--- Given records ---

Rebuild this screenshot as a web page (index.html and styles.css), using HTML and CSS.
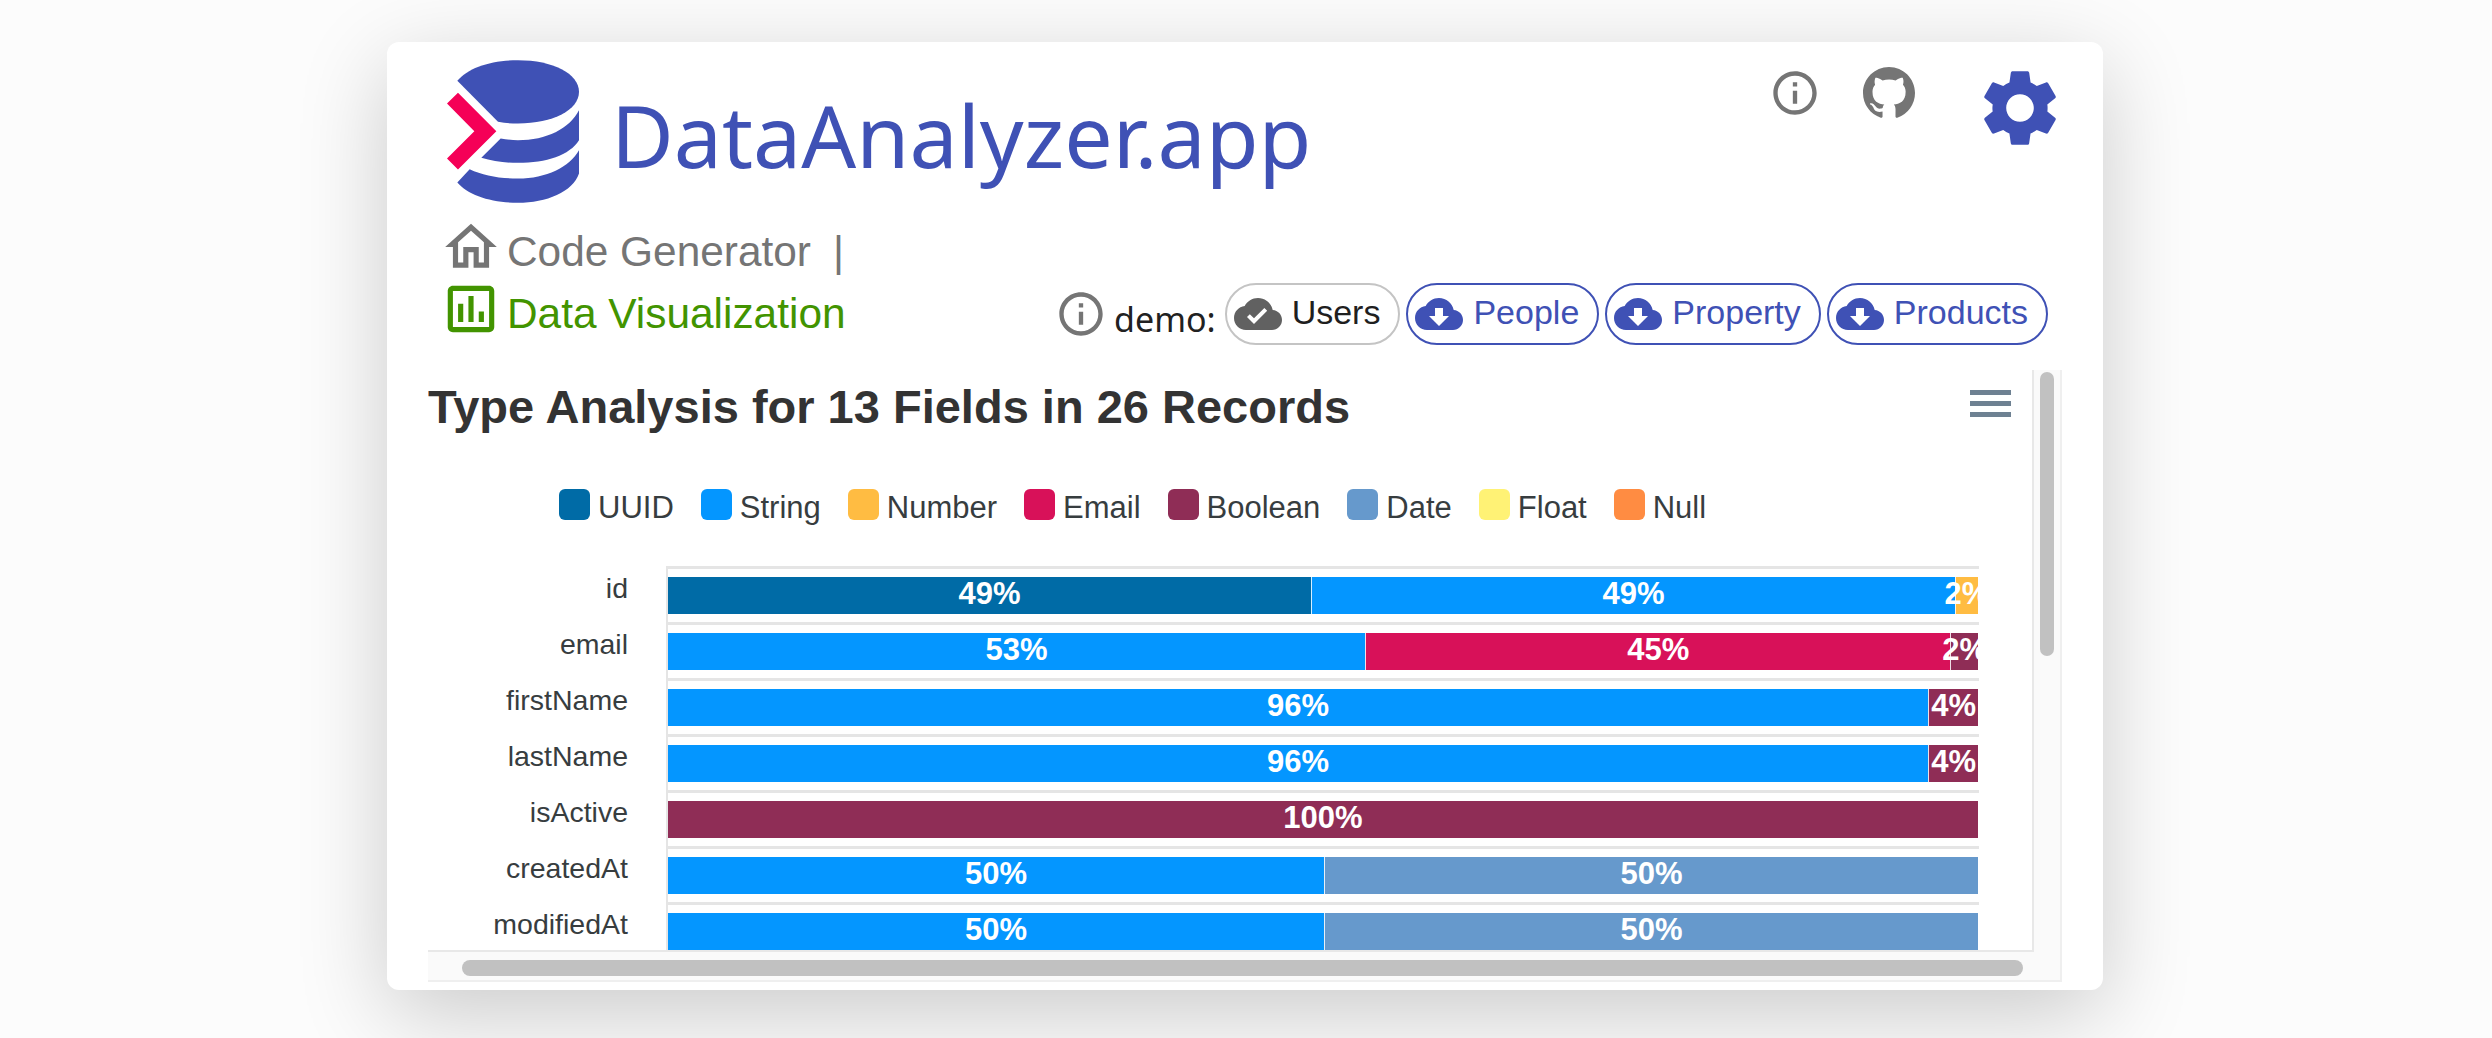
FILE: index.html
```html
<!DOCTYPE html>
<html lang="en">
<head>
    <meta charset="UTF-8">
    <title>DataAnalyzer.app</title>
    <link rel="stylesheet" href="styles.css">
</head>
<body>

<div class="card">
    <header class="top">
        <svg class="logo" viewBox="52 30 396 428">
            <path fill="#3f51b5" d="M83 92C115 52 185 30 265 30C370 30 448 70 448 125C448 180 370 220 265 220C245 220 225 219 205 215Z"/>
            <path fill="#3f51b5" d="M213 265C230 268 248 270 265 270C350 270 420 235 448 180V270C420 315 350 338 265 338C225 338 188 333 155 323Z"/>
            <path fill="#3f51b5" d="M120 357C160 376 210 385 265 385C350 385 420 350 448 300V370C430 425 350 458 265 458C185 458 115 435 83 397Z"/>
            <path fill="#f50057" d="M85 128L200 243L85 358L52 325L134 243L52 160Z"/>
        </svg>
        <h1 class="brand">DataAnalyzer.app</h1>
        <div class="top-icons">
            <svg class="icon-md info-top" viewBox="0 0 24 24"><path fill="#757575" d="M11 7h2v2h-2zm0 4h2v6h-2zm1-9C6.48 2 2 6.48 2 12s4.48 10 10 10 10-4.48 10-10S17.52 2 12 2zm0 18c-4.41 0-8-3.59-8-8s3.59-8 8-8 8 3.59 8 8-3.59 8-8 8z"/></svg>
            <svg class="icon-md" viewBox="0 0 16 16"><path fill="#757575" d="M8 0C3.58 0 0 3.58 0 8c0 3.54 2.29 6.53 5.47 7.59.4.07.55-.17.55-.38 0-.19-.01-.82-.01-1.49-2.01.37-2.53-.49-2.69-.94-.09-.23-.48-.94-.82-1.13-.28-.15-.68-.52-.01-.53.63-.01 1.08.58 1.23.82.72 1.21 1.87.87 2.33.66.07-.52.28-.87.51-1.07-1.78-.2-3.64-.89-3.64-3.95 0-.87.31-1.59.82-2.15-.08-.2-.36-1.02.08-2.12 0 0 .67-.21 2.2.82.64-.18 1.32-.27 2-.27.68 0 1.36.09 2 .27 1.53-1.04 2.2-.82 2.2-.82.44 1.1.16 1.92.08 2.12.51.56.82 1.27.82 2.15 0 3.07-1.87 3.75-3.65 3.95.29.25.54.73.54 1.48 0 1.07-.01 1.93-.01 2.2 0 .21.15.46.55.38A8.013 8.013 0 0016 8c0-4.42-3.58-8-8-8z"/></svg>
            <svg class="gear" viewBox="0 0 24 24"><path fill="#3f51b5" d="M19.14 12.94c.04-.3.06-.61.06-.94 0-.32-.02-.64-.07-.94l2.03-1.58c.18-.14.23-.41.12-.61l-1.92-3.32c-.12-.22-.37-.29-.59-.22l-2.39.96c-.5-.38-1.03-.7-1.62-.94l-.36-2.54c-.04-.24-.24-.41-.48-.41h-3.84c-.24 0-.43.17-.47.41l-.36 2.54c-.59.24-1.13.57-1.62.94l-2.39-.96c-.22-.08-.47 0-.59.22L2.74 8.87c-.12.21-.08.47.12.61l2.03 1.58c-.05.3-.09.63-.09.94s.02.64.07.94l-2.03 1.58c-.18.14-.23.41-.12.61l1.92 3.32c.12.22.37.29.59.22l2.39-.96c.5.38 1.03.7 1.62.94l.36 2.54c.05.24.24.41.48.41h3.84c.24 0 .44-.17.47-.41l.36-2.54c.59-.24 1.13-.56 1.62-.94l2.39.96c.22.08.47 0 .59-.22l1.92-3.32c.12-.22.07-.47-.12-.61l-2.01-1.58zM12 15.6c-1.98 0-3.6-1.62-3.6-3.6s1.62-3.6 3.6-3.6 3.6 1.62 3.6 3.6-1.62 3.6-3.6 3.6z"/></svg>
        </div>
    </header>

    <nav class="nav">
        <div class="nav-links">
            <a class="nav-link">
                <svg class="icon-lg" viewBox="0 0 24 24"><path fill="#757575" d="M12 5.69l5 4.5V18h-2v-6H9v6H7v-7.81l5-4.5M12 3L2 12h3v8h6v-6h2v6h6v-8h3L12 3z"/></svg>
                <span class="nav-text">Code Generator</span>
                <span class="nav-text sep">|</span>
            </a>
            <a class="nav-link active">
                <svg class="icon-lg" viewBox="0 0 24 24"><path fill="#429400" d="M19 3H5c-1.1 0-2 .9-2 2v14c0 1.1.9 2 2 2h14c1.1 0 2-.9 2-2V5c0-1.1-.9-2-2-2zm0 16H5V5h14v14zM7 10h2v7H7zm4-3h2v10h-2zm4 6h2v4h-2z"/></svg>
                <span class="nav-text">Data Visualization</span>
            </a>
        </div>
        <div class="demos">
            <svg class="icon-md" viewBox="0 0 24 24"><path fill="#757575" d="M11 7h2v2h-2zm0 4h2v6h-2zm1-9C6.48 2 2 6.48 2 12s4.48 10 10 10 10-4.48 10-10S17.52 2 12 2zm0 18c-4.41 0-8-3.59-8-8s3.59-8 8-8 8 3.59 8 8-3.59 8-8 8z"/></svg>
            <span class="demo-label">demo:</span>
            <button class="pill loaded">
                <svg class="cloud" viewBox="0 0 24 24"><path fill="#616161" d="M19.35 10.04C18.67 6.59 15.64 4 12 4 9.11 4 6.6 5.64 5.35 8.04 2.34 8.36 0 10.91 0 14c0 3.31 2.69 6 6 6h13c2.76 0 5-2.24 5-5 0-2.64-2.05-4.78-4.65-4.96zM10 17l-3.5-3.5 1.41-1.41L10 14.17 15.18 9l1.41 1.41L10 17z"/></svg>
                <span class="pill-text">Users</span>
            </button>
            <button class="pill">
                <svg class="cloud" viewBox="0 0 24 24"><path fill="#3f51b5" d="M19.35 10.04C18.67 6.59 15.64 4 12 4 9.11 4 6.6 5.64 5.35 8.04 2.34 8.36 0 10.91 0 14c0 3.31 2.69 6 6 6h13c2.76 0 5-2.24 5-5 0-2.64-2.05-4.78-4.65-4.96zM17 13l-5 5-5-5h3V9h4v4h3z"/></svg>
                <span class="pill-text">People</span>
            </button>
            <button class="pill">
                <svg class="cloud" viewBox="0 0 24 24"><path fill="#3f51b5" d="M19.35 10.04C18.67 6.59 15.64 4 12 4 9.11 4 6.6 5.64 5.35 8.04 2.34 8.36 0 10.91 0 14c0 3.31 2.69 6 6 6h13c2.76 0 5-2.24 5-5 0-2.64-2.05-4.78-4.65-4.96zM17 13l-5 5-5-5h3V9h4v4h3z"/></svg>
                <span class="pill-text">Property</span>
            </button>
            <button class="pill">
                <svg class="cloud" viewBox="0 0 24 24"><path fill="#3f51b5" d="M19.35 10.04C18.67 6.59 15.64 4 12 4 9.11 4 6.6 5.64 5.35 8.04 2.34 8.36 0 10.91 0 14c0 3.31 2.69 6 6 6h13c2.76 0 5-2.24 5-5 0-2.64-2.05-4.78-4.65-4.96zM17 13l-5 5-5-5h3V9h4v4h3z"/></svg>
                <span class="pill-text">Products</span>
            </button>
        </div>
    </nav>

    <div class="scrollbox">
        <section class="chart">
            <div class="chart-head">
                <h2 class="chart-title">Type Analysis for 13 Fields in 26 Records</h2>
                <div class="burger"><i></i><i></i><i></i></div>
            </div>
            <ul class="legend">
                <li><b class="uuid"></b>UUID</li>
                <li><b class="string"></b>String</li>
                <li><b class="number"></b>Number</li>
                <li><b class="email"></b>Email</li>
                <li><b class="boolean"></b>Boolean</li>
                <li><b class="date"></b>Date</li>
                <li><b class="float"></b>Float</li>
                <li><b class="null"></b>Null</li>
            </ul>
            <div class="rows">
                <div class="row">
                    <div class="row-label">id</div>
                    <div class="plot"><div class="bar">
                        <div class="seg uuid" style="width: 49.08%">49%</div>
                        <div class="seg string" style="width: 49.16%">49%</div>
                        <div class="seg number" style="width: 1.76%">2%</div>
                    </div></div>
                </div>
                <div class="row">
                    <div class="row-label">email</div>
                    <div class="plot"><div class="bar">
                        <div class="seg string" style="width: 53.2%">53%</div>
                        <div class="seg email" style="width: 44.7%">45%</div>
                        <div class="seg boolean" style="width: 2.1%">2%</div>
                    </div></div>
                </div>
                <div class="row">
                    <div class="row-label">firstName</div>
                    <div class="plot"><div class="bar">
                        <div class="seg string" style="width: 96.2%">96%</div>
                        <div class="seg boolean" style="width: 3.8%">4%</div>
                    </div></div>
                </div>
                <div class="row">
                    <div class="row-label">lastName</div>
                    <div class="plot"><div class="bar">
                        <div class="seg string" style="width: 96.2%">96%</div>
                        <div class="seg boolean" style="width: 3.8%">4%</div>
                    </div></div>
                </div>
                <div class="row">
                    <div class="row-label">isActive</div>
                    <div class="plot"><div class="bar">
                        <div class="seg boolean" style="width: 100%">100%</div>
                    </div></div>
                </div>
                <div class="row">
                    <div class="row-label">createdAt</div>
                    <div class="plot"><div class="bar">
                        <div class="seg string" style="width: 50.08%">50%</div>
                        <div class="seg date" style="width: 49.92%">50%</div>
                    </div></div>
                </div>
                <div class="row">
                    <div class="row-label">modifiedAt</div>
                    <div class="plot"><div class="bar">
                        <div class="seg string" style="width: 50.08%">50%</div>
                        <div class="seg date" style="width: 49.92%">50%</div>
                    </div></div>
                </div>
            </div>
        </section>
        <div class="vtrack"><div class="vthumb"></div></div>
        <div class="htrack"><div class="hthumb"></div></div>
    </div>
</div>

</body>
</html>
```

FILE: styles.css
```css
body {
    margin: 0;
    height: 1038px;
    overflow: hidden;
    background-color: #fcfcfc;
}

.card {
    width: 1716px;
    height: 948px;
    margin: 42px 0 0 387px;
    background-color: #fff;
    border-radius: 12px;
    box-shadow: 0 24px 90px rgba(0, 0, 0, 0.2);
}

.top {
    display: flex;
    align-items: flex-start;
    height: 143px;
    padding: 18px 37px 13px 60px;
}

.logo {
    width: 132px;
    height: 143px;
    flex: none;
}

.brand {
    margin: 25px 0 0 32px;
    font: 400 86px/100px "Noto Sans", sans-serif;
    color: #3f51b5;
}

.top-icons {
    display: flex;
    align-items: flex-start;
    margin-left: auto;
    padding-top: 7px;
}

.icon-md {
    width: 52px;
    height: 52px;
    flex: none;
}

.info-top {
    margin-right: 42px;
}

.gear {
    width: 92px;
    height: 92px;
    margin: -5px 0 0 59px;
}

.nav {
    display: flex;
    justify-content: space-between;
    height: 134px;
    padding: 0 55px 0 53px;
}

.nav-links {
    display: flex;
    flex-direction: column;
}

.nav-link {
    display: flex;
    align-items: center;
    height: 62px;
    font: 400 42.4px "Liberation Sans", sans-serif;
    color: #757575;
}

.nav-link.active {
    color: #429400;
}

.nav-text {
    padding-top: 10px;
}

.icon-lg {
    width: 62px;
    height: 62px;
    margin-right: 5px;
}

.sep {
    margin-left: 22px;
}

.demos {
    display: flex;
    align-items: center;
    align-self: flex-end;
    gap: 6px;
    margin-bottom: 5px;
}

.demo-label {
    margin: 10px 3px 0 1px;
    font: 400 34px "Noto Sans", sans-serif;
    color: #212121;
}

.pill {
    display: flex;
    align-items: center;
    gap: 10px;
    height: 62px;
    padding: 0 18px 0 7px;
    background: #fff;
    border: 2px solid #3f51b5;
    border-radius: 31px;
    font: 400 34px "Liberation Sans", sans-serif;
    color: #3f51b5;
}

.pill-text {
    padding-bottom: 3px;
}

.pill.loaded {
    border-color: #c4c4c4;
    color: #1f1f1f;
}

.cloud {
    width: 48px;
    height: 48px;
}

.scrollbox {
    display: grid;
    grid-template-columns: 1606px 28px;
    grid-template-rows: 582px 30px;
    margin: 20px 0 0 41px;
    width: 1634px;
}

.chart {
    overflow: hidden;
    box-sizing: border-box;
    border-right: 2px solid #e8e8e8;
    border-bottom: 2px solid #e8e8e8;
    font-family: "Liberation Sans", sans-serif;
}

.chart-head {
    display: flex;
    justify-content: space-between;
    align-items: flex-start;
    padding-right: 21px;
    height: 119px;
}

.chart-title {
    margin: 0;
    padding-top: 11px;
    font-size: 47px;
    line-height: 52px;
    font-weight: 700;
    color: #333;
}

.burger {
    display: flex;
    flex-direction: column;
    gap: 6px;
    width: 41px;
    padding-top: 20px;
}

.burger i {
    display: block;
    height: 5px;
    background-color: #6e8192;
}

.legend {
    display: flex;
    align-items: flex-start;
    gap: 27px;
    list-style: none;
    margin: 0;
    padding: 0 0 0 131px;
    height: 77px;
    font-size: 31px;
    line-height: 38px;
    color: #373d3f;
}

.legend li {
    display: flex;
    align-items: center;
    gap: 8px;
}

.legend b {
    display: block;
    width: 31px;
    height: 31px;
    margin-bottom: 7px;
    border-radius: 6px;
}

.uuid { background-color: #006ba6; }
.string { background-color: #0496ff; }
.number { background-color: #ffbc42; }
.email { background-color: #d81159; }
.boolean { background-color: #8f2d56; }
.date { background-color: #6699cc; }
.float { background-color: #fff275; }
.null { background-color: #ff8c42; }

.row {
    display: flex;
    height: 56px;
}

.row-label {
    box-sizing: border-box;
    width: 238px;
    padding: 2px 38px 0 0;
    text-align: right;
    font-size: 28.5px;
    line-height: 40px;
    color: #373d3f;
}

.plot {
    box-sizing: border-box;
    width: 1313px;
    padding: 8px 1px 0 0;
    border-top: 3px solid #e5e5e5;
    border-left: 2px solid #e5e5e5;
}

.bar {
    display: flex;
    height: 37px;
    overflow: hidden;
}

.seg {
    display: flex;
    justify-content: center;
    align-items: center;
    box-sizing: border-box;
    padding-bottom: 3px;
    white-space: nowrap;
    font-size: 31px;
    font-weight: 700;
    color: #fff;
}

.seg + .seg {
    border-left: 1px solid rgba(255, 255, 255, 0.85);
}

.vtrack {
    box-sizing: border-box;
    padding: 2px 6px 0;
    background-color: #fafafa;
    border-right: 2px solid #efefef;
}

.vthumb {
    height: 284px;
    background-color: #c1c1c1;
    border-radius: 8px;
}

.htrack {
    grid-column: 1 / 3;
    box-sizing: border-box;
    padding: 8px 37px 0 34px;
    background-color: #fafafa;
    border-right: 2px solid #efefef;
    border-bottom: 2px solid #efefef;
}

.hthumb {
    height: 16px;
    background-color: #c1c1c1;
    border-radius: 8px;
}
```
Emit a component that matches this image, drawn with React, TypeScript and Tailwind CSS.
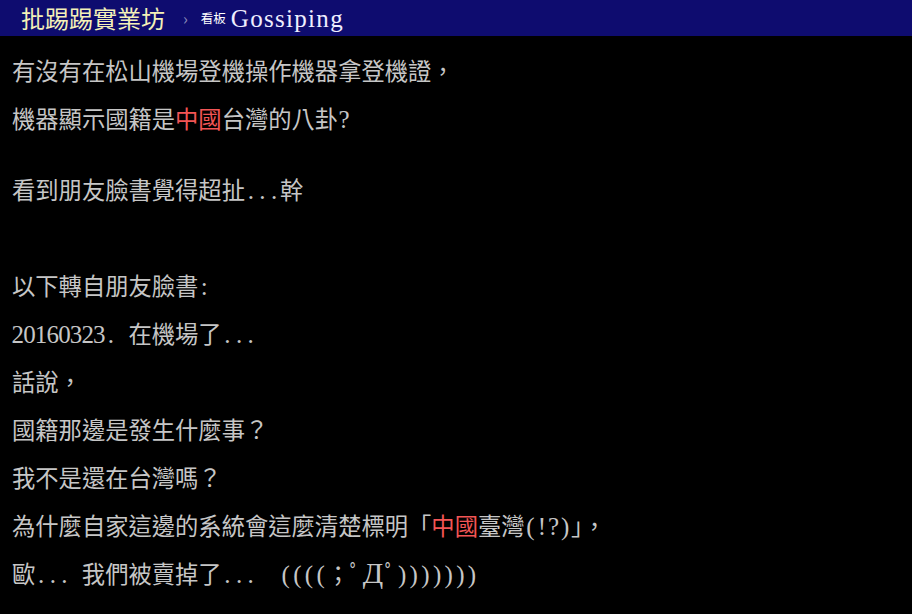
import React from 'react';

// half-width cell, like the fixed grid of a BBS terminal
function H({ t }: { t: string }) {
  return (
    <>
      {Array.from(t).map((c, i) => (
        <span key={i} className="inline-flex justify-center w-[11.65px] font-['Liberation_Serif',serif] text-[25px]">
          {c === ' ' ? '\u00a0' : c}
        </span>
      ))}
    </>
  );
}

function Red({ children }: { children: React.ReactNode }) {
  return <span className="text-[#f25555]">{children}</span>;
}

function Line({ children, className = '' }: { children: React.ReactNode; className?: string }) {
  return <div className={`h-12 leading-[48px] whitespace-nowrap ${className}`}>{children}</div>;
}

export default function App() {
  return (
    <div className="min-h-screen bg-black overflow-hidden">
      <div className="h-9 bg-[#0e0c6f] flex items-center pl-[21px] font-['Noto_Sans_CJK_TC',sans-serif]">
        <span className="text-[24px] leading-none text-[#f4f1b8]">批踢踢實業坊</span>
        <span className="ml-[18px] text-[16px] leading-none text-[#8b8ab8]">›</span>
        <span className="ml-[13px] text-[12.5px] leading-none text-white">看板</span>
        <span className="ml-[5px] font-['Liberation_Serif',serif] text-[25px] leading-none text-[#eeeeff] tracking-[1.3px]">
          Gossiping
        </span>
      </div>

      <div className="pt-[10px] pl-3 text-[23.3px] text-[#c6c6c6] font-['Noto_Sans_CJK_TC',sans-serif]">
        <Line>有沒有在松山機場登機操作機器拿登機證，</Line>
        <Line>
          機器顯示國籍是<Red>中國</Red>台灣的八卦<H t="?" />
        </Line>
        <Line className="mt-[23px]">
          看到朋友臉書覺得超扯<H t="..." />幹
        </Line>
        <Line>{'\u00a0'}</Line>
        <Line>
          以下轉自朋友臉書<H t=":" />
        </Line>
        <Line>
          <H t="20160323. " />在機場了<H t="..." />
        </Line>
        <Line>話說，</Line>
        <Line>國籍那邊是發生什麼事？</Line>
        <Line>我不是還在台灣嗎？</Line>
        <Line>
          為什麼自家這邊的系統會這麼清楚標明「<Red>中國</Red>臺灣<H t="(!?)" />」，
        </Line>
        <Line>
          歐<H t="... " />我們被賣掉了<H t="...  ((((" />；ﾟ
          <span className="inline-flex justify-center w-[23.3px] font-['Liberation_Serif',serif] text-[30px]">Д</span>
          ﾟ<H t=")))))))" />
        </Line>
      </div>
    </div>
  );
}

---

[What you should do] From the records above, quote word for word only the lines beginning at the line that has "Emit a component" and stopping after the line that has "import React from 'react';". Omit the pictures.

[Reply to the exercise]
Emit a component that matches this image, drawn with React, TypeScript and Tailwind CSS.
import React from 'react';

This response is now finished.